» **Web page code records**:
[start]
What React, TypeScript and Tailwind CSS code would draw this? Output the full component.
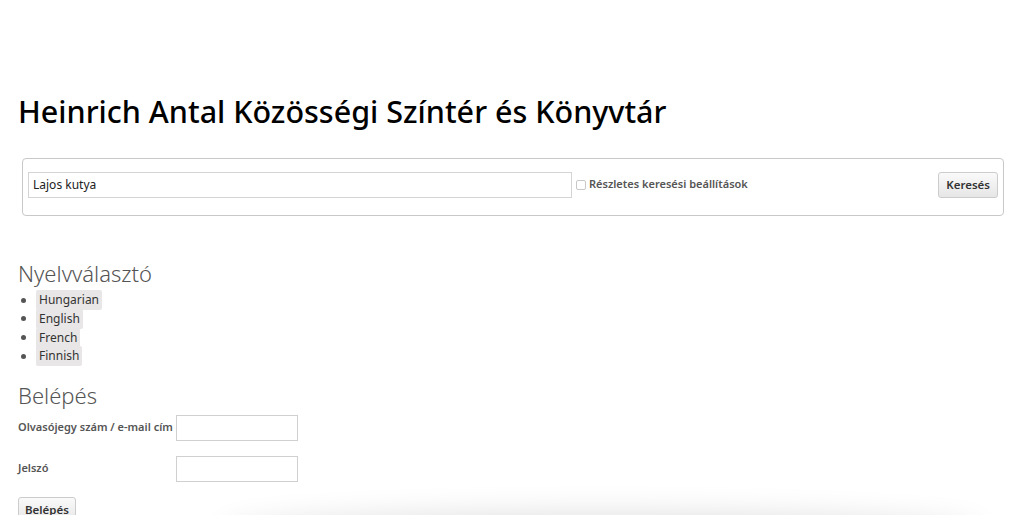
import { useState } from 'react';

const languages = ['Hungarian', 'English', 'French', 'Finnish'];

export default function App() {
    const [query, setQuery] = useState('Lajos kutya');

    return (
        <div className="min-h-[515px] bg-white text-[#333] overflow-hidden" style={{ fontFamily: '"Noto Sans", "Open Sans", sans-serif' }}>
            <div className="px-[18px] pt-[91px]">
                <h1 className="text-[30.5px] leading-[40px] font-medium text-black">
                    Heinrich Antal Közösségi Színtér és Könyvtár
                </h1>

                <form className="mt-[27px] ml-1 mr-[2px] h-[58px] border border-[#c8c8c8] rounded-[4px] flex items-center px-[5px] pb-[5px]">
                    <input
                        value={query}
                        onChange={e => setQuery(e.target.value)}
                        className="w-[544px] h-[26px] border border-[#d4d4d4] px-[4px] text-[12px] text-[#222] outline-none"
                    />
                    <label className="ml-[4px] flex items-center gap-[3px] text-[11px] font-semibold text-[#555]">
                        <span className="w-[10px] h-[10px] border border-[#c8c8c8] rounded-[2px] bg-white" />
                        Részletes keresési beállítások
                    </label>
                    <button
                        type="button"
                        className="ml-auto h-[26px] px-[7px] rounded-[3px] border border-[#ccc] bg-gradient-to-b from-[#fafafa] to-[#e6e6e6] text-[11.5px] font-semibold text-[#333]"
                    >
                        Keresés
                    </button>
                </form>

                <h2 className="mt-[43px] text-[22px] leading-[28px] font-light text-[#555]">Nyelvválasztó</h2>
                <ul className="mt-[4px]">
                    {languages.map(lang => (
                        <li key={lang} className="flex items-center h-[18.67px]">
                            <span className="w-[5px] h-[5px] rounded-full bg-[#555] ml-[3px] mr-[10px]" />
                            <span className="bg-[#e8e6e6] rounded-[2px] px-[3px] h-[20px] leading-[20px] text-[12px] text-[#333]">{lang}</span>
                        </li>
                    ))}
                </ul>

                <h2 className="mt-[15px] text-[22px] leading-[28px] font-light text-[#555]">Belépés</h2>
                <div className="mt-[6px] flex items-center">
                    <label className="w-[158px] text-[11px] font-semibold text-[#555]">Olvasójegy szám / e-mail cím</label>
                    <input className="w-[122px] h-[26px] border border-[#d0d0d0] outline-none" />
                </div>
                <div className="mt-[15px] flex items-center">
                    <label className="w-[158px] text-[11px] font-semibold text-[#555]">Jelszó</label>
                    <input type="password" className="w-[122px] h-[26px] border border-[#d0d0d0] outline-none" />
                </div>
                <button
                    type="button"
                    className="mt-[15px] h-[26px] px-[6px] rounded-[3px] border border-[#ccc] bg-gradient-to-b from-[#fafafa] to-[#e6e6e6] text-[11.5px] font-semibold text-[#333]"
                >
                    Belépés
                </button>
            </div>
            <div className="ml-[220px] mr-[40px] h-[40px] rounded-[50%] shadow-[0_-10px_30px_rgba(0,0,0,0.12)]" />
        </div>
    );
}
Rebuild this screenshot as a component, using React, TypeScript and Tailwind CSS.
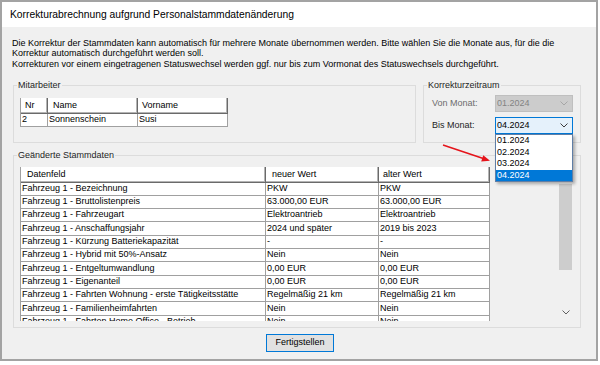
[end]
Pick out, from the lines above, every one that contains the string "component".

» **The answer**:
What React, TypeScript and Tailwind CSS code would draw this? Output the full component.
Rebuild this screenshot as a component, using React, TypeScript and Tailwind CSS.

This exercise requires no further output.